■ Given exercise: Starting at the first line of the data, print each line verbatim up to and including the line bearing "45, 45, 45];", omitting pictures.

-- start --

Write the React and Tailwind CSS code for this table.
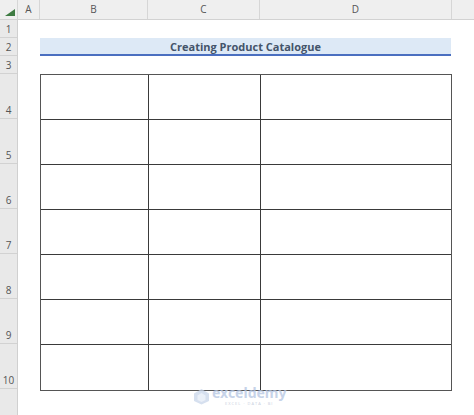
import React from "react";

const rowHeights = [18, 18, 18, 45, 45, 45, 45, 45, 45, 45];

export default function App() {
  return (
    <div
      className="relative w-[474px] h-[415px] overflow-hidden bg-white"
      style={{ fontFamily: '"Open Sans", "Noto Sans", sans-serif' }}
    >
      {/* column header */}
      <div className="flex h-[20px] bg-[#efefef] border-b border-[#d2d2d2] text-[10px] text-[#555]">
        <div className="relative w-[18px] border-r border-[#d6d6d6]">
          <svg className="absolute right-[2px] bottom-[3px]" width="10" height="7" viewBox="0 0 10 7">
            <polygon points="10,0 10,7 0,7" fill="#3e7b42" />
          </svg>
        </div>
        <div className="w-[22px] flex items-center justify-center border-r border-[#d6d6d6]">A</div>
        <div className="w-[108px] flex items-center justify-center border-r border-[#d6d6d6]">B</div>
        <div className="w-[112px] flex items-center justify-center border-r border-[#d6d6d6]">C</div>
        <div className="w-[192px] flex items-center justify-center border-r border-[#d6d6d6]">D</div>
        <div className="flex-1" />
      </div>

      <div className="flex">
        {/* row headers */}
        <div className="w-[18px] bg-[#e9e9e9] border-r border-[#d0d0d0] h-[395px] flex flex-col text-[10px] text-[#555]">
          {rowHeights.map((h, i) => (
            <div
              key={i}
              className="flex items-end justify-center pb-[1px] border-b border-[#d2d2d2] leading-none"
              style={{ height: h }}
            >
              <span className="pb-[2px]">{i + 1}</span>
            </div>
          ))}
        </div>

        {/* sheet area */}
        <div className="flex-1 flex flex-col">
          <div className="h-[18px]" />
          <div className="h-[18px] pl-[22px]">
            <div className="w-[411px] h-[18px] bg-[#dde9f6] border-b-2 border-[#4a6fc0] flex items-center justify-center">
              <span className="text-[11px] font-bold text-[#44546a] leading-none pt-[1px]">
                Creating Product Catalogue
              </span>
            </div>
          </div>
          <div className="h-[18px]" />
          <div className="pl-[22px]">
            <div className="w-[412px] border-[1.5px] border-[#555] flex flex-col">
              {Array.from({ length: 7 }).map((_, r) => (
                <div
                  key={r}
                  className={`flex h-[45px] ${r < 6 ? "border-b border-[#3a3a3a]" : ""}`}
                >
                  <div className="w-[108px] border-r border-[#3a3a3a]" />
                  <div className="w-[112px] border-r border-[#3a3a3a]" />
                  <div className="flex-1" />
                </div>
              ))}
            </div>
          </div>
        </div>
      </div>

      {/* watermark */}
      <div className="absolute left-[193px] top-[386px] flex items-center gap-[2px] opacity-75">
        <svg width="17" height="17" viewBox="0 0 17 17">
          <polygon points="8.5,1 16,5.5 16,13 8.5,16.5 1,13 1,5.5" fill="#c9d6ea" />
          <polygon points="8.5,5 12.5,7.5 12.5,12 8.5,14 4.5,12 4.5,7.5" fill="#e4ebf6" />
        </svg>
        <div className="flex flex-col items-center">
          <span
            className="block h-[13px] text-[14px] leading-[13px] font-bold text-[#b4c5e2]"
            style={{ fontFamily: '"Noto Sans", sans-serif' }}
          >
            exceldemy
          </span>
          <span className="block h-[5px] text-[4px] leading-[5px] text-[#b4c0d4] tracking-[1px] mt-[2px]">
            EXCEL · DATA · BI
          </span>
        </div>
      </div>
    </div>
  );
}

-- end --

■ Finished exercise:
Write the React and Tailwind CSS code for this table.
import React from "react";

const rowHeights = [18, 18, 18, 45, 45, 45, 45, 45, 45, 45];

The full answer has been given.